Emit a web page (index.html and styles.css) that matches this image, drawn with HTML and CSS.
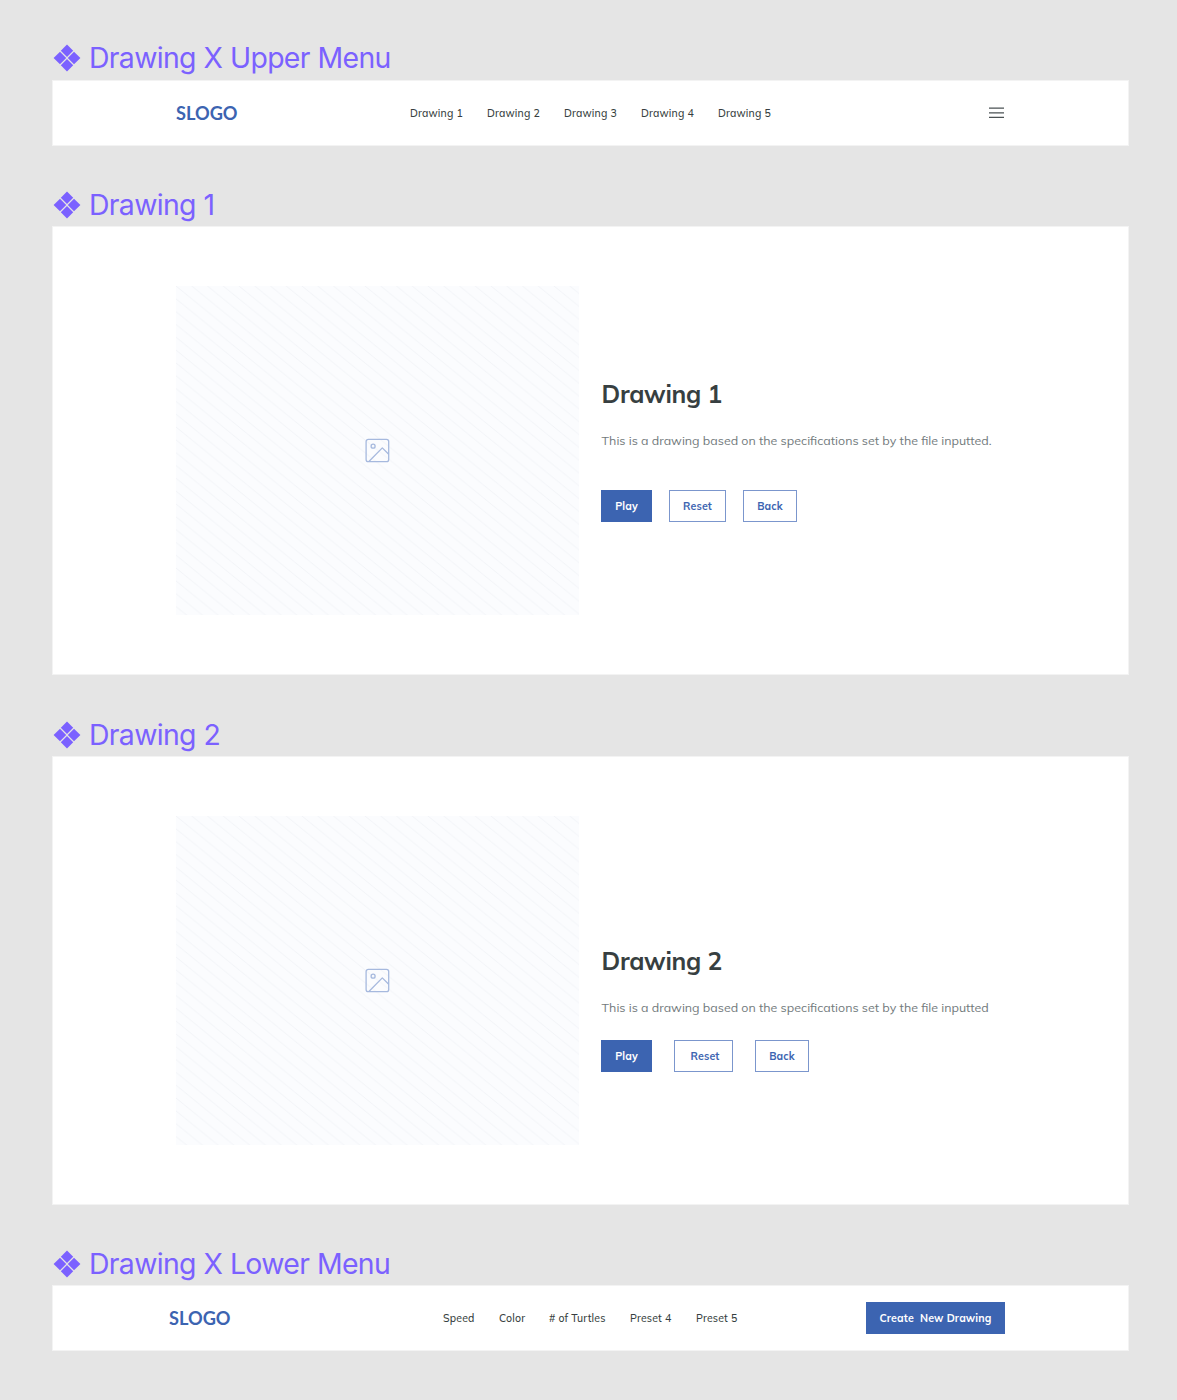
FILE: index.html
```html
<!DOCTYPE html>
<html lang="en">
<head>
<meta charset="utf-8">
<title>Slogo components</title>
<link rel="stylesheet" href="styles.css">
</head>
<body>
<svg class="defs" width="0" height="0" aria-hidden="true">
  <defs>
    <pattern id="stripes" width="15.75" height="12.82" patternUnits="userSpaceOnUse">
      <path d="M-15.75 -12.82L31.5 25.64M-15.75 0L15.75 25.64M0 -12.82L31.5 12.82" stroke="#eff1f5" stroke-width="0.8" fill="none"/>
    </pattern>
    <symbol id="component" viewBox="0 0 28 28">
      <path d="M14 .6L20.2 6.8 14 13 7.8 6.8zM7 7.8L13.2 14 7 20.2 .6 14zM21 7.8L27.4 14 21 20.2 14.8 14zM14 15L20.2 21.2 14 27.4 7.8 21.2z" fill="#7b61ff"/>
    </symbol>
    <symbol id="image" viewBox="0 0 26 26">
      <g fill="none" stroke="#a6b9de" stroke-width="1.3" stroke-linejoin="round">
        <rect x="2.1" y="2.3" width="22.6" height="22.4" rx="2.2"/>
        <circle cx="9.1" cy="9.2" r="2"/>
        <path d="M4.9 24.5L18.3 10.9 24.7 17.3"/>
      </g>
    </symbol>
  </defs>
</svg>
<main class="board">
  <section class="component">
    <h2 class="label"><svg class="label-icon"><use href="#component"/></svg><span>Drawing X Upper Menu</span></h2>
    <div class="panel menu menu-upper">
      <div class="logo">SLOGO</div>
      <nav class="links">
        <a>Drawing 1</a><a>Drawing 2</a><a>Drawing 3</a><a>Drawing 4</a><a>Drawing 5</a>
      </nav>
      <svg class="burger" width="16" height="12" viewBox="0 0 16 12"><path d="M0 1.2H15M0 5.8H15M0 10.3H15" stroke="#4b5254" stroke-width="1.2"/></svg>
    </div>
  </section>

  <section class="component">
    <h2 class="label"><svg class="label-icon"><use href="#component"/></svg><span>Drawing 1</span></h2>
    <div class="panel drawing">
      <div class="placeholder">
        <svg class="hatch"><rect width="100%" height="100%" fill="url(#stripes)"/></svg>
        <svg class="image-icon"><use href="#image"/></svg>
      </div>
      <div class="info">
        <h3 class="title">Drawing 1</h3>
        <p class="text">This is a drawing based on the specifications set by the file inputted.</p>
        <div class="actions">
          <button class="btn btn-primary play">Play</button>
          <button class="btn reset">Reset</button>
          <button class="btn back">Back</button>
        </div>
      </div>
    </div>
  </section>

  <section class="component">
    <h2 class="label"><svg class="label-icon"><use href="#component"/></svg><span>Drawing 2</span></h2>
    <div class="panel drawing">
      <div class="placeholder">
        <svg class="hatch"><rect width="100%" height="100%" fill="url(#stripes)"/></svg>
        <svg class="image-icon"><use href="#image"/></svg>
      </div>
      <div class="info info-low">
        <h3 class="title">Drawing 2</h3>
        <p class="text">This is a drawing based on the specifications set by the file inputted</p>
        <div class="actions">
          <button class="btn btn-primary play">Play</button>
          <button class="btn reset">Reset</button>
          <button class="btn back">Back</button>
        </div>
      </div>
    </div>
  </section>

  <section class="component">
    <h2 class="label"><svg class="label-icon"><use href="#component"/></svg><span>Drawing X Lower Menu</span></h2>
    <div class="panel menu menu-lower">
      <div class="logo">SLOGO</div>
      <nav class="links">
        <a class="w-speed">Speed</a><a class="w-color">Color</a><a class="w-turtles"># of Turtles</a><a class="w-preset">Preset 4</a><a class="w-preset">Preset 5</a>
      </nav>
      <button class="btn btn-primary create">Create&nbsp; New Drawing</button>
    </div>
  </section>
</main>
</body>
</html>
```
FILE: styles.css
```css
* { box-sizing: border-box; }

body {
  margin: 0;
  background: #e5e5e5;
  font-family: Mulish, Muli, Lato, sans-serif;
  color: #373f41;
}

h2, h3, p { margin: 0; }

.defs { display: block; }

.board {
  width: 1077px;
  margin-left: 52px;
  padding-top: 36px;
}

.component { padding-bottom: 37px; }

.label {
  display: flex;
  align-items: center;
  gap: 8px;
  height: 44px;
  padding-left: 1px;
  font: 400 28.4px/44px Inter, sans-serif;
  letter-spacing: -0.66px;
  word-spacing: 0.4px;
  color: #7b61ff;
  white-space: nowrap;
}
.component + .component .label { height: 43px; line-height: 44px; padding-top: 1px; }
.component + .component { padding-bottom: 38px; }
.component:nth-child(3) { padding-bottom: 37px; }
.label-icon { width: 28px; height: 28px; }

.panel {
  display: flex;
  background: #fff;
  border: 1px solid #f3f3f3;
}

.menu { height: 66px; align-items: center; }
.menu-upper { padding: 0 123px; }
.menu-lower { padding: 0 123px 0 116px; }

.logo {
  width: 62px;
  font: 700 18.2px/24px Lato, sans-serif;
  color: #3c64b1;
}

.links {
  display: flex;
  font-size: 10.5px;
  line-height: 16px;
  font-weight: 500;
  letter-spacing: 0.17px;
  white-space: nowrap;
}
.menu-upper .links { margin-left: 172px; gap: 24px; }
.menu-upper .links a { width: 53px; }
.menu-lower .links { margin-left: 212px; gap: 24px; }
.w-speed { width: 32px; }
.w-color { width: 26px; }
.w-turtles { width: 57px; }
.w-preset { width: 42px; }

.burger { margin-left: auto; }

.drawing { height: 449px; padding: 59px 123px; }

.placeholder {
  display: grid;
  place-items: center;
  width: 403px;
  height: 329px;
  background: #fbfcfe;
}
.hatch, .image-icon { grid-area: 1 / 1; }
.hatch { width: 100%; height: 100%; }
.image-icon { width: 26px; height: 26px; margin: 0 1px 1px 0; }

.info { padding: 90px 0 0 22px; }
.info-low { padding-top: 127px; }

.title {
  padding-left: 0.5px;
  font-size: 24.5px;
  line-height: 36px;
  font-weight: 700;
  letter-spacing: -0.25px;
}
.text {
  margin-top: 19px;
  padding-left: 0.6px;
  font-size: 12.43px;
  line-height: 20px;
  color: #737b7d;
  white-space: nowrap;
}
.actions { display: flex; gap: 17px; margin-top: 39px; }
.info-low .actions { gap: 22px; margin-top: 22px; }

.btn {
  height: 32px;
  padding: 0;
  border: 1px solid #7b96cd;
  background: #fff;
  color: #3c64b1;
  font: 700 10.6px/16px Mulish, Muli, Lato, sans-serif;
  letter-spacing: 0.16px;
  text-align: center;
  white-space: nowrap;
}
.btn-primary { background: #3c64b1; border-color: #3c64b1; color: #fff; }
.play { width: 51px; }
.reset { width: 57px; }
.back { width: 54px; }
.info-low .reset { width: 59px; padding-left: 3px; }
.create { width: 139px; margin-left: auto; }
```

____________________

Write the material out again exactly as it appears, dropping the pictures.

Right answer:
Emit a web page (index.html and styles.css) that matches this image, drawn with HTML and CSS.
FILE: index.html
```html
<!DOCTYPE html>
<html lang="en">
<head>
<meta charset="utf-8">
<title>Slogo components</title>
<link rel="stylesheet" href="styles.css">
</head>
<body>
<svg class="defs" width="0" height="0" aria-hidden="true">
  <defs>
    <pattern id="stripes" width="15.75" height="12.82" patternUnits="userSpaceOnUse">
      <path d="M-15.75 -12.82L31.5 25.64M-15.75 0L15.75 25.64M0 -12.82L31.5 12.82" stroke="#eff1f5" stroke-width="0.8" fill="none"/>
    </pattern>
    <symbol id="component" viewBox="0 0 28 28">
      <path d="M14 .6L20.2 6.8 14 13 7.8 6.8zM7 7.8L13.2 14 7 20.2 .6 14zM21 7.8L27.4 14 21 20.2 14.8 14zM14 15L20.2 21.2 14 27.4 7.8 21.2z" fill="#7b61ff"/>
    </symbol>
    <symbol id="image" viewBox="0 0 26 26">
      <g fill="none" stroke="#a6b9de" stroke-width="1.3" stroke-linejoin="round">
        <rect x="2.1" y="2.3" width="22.6" height="22.4" rx="2.2"/>
        <circle cx="9.1" cy="9.2" r="2"/>
        <path d="M4.9 24.5L18.3 10.9 24.7 17.3"/>
      </g>
    </symbol>
  </defs>
</svg>
<main class="board">
  <section class="component">
    <h2 class="label"><svg class="label-icon"><use href="#component"/></svg><span>Drawing X Upper Menu</span></h2>
    <div class="panel menu menu-upper">
      <div class="logo">SLOGO</div>
      <nav class="links">
        <a>Drawing 1</a><a>Drawing 2</a><a>Drawing 3</a><a>Drawing 4</a><a>Drawing 5</a>
      </nav>
      <svg class="burger" width="16" height="12" viewBox="0 0 16 12"><path d="M0 1.2H15M0 5.8H15M0 10.3H15" stroke="#4b5254" stroke-width="1.2"/></svg>
    </div>
  </section>

  <section class="component">
    <h2 class="label"><svg class="label-icon"><use href="#component"/></svg><span>Drawing 1</span></h2>
    <div class="panel drawing">
      <div class="placeholder">
        <svg class="hatch"><rect width="100%" height="100%" fill="url(#stripes)"/></svg>
        <svg class="image-icon"><use href="#image"/></svg>
      </div>
      <div class="info">
        <h3 class="title">Drawing 1</h3>
        <p class="text">This is a drawing based on the specifications set by the file inputted.</p>
        <div class="actions">
          <button class="btn btn-primary play">Play</button>
          <button class="btn reset">Reset</button>
          <button class="btn back">Back</button>
        </div>
      </div>
    </div>
  </section>

  <section class="component">
    <h2 class="label"><svg class="label-icon"><use href="#component"/></svg><span>Drawing 2</span></h2>
    <div class="panel drawing">
      <div class="placeholder">
        <svg class="hatch"><rect width="100%" height="100%" fill="url(#stripes)"/></svg>
        <svg class="image-icon"><use href="#image"/></svg>
      </div>
      <div class="info info-low">
        <h3 class="title">Drawing 2</h3>
        <p class="text">This is a drawing based on the specifications set by the file inputted</p>
        <div class="actions">
          <button class="btn btn-primary play">Play</button>
          <button class="btn reset">Reset</button>
          <button class="btn back">Back</button>
        </div>
      </div>
    </div>
  </section>

  <section class="component">
    <h2 class="label"><svg class="label-icon"><use href="#component"/></svg><span>Drawing X Lower Menu</span></h2>
    <div class="panel menu menu-lower">
      <div class="logo">SLOGO</div>
      <nav class="links">
        <a class="w-speed">Speed</a><a class="w-color">Color</a><a class="w-turtles"># of Turtles</a><a class="w-preset">Preset 4</a><a class="w-preset">Preset 5</a>
      </nav>
      <button class="btn btn-primary create">Create&nbsp; New Drawing</button>
    </div>
  </section>
</main>
</body>
</html>
```
FILE: styles.css
```css
* { box-sizing: border-box; }

body {
  margin: 0;
  background: #e5e5e5;
  font-family: Mulish, Muli, Lato, sans-serif;
  color: #373f41;
}

h2, h3, p { margin: 0; }

.defs { display: block; }

.board {
  width: 1077px;
  margin-left: 52px;
  padding-top: 36px;
}

.component { padding-bottom: 37px; }

.label {
  display: flex;
  align-items: center;
  gap: 8px;
  height: 44px;
  padding-left: 1px;
  font: 400 28.4px/44px Inter, sans-serif;
  letter-spacing: -0.66px;
  word-spacing: 0.4px;
  color: #7b61ff;
  white-space: nowrap;
}
.component + .component .label { height: 43px; line-height: 44px; padding-top: 1px; }
.component + .component { padding-bottom: 38px; }
.component:nth-child(3) { padding-bottom: 37px; }
.label-icon { width: 28px; height: 28px; }

.panel {
  display: flex;
  background: #fff;
  border: 1px solid #f3f3f3;
}

.menu { height: 66px; align-items: center; }
.menu-upper { padding: 0 123px; }
.menu-lower { padding: 0 123px 0 116px; }

.logo {
  width: 62px;
  font: 700 18.2px/24px Lato, sans-serif;
  color: #3c64b1;
}

.links {
  display: flex;
  font-size: 10.5px;
  line-height: 16px;
  font-weight: 500;
  letter-spacing: 0.17px;
  white-space: nowrap;
}
.menu-upper .links { margin-left: 172px; gap: 24px; }
.menu-upper .links a { width: 53px; }
.menu-lower .links { margin-left: 212px; gap: 24px; }
.w-speed { width: 32px; }
.w-color { width: 26px; }
.w-turtles { width: 57px; }
.w-preset { width: 42px; }

.burger { margin-left: auto; }

.drawing { height: 449px; padding: 59px 123px; }

.placeholder {
  display: grid;
  place-items: center;
  width: 403px;
  height: 329px;
  background: #fbfcfe;
}
.hatch, .image-icon { grid-area: 1 / 1; }
.hatch { width: 100%; height: 100%; }
.image-icon { width: 26px; height: 26px; margin: 0 1px 1px 0; }

.info { padding: 90px 0 0 22px; }
.info-low { padding-top: 127px; }

.title {
  padding-left: 0.5px;
  font-size: 24.5px;
  line-height: 36px;
  font-weight: 700;
  letter-spacing: -0.25px;
}
.text {
  margin-top: 19px;
  padding-left: 0.6px;
  font-size: 12.43px;
  line-height: 20px;
  color: #737b7d;
  white-space: nowrap;
}
.actions { display: flex; gap: 17px; margin-top: 39px; }
.info-low .actions { gap: 22px; margin-top: 22px; }

.btn {
  height: 32px;
  padding: 0;
  border: 1px solid #7b96cd;
  background: #fff;
  color: #3c64b1;
  font: 700 10.6px/16px Mulish, Muli, Lato, sans-serif;
  letter-spacing: 0.16px;
  text-align: center;
  white-space: nowrap;
}
.btn-primary { background: #3c64b1; border-color: #3c64b1; color: #fff; }
.play { width: 51px; }
.reset { width: 57px; }
.back { width: 54px; }
.info-low .reset { width: 59px; padding-left: 3px; }
.create { width: 139px; margin-left: auto; }
```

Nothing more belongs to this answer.